» Task requirements
Filter the listing and keep only the lines with the word "styled".

» Data entries
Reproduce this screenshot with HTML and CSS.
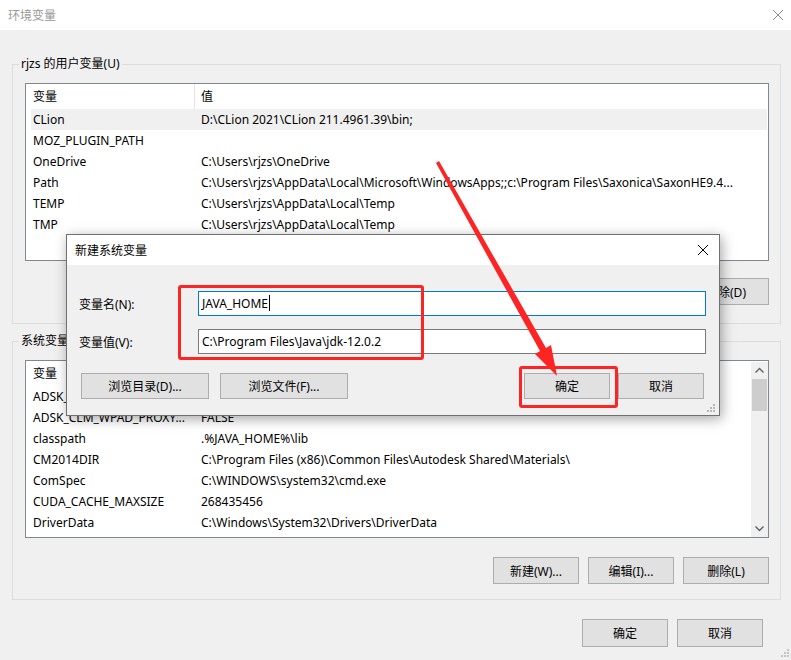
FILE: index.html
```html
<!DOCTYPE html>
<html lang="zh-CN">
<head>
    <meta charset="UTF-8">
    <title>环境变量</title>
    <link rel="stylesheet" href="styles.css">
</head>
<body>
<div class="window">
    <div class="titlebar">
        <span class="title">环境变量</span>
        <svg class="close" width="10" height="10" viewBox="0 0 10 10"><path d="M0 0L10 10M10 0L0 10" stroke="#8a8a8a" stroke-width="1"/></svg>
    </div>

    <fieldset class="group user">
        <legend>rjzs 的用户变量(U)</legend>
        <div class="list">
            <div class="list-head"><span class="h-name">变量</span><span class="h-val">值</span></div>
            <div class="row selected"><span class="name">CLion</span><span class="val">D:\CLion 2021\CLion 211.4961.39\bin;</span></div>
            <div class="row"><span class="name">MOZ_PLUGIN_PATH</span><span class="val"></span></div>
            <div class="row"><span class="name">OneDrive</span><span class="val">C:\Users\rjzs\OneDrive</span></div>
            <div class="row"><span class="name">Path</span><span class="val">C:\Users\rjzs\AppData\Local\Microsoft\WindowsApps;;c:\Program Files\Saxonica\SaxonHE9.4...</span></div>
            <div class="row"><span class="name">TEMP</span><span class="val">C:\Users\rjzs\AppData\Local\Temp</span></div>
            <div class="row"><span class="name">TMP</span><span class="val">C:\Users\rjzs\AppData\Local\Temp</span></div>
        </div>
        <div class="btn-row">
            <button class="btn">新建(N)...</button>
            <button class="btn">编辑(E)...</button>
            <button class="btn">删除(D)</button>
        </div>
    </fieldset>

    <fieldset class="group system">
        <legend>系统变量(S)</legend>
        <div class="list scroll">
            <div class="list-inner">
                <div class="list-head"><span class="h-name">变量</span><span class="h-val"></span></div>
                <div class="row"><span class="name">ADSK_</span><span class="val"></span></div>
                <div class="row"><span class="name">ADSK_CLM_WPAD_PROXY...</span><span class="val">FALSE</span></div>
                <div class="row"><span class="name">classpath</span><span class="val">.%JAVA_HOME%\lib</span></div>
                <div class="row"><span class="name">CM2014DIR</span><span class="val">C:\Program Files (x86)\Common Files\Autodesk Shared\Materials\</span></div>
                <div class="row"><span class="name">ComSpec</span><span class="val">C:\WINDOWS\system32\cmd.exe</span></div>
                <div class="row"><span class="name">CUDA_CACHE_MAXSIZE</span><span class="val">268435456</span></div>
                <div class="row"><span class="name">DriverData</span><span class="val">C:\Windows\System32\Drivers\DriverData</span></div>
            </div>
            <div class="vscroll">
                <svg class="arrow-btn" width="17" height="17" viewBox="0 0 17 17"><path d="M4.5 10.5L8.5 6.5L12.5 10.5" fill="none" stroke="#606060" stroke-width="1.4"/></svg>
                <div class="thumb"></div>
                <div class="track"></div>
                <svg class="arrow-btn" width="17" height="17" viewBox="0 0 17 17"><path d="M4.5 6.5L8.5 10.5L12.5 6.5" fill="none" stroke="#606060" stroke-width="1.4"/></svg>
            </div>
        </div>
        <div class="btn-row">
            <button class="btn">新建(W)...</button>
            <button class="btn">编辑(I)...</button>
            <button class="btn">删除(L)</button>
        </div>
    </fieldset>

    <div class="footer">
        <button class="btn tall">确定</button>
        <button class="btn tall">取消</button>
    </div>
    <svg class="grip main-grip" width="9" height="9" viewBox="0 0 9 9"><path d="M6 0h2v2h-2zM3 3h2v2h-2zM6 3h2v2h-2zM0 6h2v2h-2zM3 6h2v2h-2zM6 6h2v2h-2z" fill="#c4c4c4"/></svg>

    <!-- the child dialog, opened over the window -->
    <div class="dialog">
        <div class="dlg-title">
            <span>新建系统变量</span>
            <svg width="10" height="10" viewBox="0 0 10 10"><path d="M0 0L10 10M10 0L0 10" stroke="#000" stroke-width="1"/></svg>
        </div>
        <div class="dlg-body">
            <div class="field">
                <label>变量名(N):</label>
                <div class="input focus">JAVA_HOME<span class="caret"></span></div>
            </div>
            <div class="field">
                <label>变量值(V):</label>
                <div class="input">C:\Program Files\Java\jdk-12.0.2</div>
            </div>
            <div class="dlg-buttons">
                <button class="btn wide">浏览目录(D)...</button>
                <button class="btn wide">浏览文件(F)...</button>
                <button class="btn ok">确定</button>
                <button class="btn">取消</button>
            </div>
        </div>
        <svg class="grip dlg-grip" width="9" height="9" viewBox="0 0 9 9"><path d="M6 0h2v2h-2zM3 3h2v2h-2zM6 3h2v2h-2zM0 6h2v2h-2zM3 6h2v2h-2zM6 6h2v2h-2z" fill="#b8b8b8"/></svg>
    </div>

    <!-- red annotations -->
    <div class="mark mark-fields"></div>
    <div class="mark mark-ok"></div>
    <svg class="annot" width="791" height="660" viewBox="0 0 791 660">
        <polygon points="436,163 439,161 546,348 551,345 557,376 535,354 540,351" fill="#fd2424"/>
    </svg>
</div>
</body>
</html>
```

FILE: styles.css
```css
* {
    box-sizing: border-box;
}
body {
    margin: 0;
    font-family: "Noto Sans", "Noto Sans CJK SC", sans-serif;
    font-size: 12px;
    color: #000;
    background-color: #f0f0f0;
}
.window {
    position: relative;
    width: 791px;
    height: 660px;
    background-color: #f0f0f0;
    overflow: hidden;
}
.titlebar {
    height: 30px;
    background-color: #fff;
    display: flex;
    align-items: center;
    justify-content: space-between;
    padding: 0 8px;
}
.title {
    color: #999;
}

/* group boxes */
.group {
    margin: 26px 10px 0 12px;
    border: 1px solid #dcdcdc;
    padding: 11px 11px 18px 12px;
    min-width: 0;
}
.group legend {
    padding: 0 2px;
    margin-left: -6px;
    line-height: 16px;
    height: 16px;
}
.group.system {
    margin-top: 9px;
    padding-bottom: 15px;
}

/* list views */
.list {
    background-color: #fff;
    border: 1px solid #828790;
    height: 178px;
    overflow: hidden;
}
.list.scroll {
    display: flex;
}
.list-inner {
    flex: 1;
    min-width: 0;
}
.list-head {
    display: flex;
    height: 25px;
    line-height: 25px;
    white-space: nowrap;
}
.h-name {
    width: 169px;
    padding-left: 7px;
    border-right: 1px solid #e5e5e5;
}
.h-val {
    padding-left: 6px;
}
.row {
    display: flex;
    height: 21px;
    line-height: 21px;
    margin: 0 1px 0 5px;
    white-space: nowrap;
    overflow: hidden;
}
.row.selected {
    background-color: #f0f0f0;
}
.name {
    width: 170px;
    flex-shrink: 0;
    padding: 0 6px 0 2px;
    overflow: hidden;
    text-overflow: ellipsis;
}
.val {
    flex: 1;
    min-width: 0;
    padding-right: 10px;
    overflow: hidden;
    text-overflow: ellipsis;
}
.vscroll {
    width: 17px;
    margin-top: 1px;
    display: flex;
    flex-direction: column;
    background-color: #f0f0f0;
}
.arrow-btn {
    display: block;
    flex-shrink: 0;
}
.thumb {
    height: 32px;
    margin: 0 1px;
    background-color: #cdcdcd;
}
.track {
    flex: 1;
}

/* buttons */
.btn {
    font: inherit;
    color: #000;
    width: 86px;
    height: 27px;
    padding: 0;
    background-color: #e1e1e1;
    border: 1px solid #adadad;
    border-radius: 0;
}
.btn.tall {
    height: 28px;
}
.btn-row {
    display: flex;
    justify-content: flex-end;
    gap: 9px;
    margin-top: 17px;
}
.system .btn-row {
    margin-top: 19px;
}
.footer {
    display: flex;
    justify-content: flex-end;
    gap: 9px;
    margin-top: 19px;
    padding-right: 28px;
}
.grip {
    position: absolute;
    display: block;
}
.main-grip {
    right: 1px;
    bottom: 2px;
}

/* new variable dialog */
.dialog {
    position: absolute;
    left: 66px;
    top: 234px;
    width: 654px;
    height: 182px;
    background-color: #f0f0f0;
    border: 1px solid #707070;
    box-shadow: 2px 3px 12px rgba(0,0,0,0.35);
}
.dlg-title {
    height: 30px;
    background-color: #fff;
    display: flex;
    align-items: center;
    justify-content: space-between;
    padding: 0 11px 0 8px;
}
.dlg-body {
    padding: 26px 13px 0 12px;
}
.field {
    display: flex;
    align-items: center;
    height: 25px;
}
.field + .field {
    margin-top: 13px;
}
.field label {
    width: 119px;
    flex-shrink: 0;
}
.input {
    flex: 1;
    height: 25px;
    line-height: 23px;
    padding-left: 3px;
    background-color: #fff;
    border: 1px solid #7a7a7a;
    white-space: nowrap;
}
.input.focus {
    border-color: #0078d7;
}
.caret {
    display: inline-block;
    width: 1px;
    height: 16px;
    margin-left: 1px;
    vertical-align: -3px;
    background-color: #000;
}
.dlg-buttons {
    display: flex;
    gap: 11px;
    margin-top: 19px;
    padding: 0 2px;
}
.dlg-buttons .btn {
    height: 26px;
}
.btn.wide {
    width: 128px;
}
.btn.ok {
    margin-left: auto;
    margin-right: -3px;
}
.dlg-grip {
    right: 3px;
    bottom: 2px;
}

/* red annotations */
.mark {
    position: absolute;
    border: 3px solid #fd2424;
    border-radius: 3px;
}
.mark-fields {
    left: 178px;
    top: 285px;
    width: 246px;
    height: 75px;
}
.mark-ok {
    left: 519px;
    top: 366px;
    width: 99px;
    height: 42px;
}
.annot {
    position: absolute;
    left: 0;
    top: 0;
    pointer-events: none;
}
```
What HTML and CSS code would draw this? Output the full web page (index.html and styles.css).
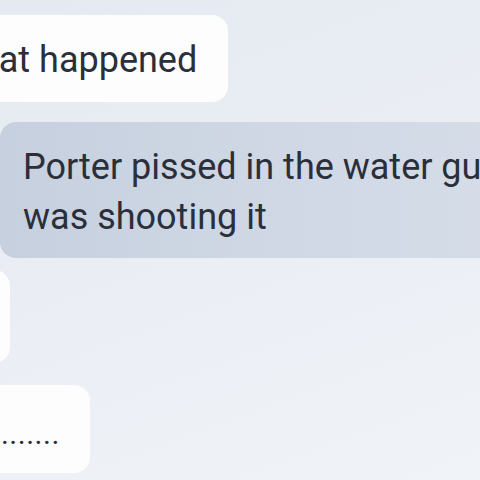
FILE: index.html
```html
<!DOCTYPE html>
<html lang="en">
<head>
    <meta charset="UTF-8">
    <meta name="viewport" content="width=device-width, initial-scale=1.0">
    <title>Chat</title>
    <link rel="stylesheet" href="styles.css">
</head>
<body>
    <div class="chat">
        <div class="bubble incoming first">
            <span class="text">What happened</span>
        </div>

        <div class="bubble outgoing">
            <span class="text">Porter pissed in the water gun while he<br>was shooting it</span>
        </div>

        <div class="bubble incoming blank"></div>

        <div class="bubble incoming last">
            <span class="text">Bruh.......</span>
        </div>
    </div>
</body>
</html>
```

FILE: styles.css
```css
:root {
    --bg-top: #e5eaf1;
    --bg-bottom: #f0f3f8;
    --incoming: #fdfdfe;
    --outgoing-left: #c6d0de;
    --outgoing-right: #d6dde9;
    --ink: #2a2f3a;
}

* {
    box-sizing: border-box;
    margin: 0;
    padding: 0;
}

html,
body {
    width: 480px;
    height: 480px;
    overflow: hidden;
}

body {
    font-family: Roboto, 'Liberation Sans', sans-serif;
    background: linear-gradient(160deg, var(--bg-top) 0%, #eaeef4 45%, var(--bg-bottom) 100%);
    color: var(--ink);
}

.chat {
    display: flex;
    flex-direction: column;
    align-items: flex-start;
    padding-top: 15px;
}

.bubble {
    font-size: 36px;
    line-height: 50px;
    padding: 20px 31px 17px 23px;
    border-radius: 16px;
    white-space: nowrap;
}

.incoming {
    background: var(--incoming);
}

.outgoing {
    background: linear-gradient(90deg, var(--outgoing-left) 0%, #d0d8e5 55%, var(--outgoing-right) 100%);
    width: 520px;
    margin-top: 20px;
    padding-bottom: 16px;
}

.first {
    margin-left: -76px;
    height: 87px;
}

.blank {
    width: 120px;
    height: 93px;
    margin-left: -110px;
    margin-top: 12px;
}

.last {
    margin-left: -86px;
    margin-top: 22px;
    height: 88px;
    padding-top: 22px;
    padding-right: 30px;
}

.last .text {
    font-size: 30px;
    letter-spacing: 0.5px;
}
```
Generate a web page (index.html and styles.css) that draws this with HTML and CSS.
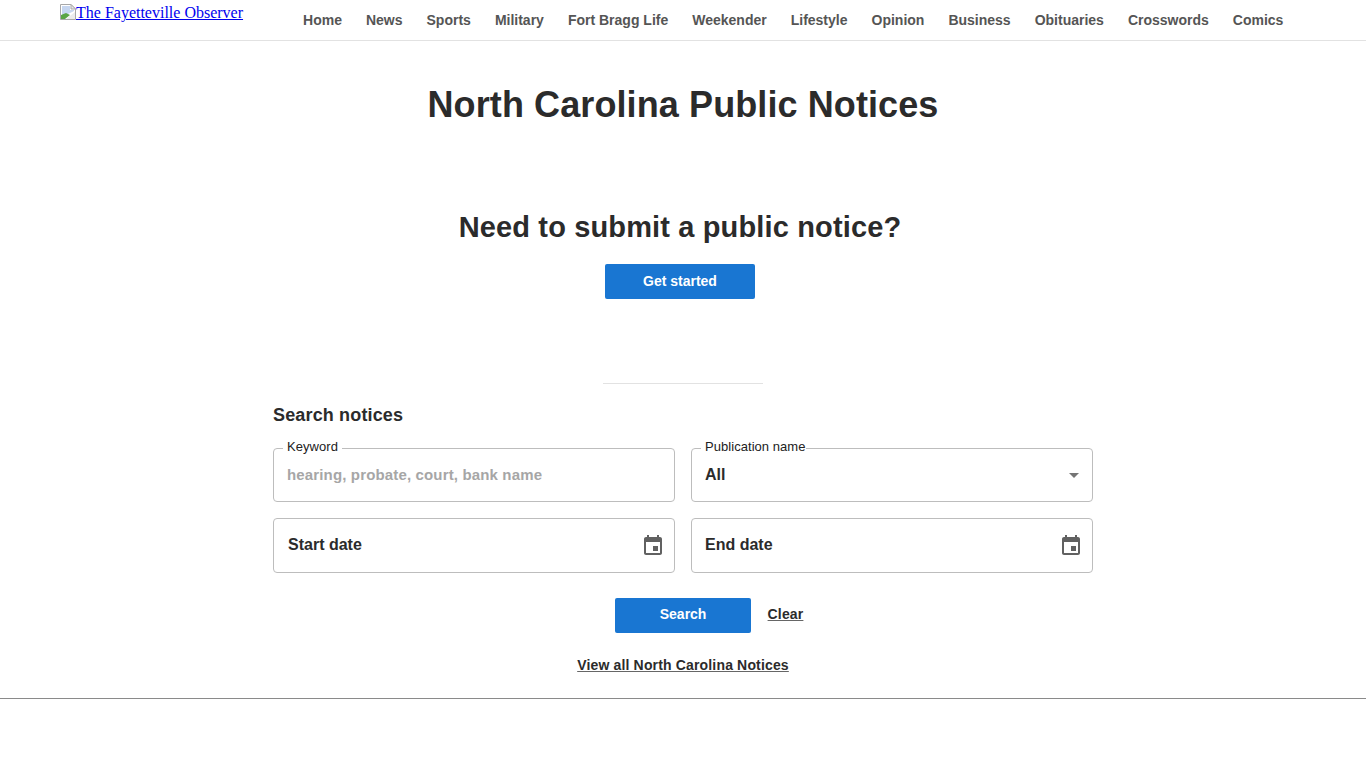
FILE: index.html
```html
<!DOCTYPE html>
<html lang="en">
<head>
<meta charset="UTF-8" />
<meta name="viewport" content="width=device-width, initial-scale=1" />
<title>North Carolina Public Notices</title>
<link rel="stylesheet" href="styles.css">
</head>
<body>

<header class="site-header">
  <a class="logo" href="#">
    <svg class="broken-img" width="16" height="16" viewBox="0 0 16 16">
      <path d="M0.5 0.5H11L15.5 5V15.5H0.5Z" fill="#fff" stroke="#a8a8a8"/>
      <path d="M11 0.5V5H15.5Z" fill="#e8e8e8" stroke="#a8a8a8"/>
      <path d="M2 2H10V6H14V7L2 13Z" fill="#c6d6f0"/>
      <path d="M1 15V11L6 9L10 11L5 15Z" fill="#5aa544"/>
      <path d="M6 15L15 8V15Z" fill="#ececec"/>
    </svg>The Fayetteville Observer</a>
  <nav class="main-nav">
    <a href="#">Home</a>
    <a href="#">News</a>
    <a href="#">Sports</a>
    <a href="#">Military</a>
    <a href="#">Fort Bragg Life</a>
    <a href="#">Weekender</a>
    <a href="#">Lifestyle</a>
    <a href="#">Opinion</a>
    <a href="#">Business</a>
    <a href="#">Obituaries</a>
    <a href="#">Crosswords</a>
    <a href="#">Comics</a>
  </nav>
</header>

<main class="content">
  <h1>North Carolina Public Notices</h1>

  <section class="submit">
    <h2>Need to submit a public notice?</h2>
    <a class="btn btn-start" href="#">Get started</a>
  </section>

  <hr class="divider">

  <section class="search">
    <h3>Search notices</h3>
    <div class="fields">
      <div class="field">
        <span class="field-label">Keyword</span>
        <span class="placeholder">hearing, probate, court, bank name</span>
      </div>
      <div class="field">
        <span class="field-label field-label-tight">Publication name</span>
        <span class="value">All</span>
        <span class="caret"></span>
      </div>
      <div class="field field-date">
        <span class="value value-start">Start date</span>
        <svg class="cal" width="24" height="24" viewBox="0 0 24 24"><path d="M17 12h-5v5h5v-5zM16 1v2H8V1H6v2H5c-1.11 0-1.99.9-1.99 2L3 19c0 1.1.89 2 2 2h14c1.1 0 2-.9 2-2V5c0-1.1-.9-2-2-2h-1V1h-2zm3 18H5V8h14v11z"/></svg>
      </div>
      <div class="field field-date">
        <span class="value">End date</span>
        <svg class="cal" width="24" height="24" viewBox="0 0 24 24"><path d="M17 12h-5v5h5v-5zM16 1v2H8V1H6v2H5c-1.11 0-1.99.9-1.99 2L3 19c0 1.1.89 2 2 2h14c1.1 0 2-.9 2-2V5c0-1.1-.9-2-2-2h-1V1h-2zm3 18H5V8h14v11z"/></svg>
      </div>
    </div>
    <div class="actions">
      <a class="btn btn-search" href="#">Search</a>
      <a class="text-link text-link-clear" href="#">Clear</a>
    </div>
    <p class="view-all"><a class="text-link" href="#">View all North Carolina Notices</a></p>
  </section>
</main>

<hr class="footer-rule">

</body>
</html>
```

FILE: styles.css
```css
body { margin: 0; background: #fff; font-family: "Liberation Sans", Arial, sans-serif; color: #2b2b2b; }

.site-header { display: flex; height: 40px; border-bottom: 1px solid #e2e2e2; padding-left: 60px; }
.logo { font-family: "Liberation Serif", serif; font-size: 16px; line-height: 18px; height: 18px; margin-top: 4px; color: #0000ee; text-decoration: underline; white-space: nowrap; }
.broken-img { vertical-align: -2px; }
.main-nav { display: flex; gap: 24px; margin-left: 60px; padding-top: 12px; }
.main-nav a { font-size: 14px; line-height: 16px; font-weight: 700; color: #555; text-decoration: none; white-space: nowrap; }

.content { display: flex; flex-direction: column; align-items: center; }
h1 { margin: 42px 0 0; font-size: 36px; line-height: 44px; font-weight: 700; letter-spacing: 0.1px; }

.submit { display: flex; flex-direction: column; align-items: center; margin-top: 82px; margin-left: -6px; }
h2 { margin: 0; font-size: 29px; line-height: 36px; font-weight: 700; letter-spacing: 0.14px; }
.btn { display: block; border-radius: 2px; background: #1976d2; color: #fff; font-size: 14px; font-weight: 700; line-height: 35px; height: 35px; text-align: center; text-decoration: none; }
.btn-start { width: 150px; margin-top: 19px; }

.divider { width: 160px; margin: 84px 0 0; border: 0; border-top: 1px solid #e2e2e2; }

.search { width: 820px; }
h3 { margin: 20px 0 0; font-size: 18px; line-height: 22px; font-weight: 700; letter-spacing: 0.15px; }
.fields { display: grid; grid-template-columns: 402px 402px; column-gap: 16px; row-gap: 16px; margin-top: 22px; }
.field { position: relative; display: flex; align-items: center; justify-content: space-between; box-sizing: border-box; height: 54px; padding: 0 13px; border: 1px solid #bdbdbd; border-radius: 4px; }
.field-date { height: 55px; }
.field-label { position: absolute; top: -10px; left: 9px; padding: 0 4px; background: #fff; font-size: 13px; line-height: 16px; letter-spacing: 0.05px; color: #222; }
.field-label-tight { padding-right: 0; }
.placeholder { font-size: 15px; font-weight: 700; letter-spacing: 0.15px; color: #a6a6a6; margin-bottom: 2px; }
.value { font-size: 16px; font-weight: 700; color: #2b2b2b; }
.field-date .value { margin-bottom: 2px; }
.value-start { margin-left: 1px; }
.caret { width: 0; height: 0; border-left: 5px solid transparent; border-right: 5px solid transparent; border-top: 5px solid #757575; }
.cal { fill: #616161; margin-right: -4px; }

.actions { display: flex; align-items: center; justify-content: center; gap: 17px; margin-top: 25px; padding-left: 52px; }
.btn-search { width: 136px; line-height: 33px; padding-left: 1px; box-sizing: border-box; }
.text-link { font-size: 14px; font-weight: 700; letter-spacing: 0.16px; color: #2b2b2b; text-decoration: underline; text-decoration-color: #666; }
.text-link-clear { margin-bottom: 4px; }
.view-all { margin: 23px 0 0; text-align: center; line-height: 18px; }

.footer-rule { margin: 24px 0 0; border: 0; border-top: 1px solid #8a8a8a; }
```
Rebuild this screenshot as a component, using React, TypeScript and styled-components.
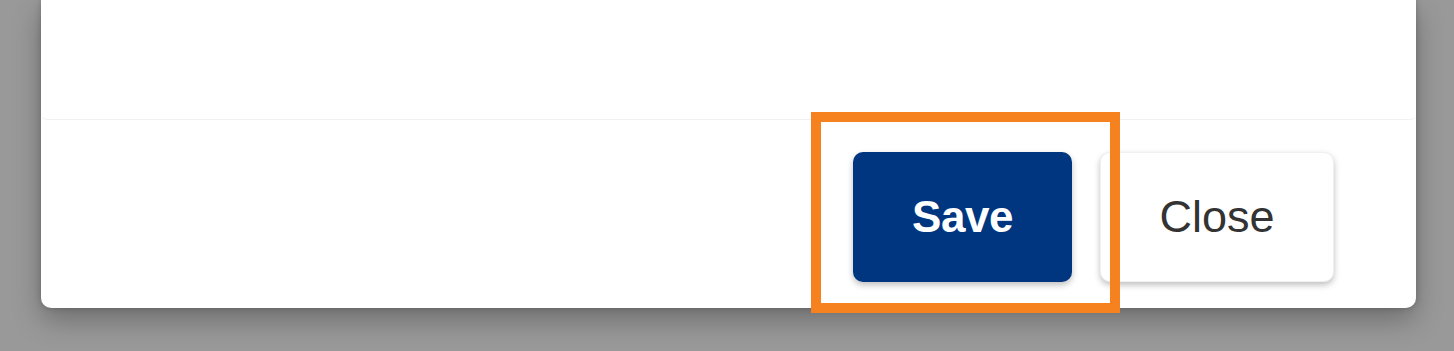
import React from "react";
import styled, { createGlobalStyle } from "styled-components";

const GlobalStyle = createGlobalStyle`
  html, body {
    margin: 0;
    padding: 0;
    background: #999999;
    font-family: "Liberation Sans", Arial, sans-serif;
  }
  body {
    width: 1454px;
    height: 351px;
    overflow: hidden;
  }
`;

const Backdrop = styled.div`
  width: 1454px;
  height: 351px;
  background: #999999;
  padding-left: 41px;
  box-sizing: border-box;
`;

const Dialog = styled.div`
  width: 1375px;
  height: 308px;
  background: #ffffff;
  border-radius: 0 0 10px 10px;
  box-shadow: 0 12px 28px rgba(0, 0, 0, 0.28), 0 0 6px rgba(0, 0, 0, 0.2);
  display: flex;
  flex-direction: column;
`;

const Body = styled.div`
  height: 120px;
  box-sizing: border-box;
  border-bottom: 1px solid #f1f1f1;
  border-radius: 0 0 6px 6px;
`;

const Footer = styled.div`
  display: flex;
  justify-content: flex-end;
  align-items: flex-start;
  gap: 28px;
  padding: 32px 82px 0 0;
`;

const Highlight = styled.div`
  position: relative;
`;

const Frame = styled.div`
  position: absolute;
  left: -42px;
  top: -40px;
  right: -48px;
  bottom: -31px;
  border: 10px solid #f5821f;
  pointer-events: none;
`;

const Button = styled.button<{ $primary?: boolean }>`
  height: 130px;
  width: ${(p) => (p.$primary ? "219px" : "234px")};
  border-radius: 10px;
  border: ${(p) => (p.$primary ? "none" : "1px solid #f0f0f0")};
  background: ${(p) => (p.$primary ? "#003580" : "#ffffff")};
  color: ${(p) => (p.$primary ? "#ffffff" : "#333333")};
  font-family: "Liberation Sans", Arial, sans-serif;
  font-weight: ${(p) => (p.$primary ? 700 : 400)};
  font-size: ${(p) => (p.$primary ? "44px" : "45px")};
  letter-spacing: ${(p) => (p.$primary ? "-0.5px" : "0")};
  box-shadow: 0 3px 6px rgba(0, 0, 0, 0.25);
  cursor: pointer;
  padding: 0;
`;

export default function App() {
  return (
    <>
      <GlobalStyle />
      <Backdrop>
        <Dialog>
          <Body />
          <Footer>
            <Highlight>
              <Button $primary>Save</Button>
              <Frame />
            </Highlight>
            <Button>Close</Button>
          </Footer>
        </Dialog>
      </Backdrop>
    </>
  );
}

» The output
Rebuild this screenshot as a component, using React, TypeScript and styled-components.
import styled, { createGlobalStyle } from "styled-components";
const Backdrop = styled.div`
const Dialog = styled.div`
const Body = styled.div`
const Footer = styled.div`
const Highlight = styled.div`
const Frame = styled.div`
const Button = styled.button<{ $primary?: boolean }>`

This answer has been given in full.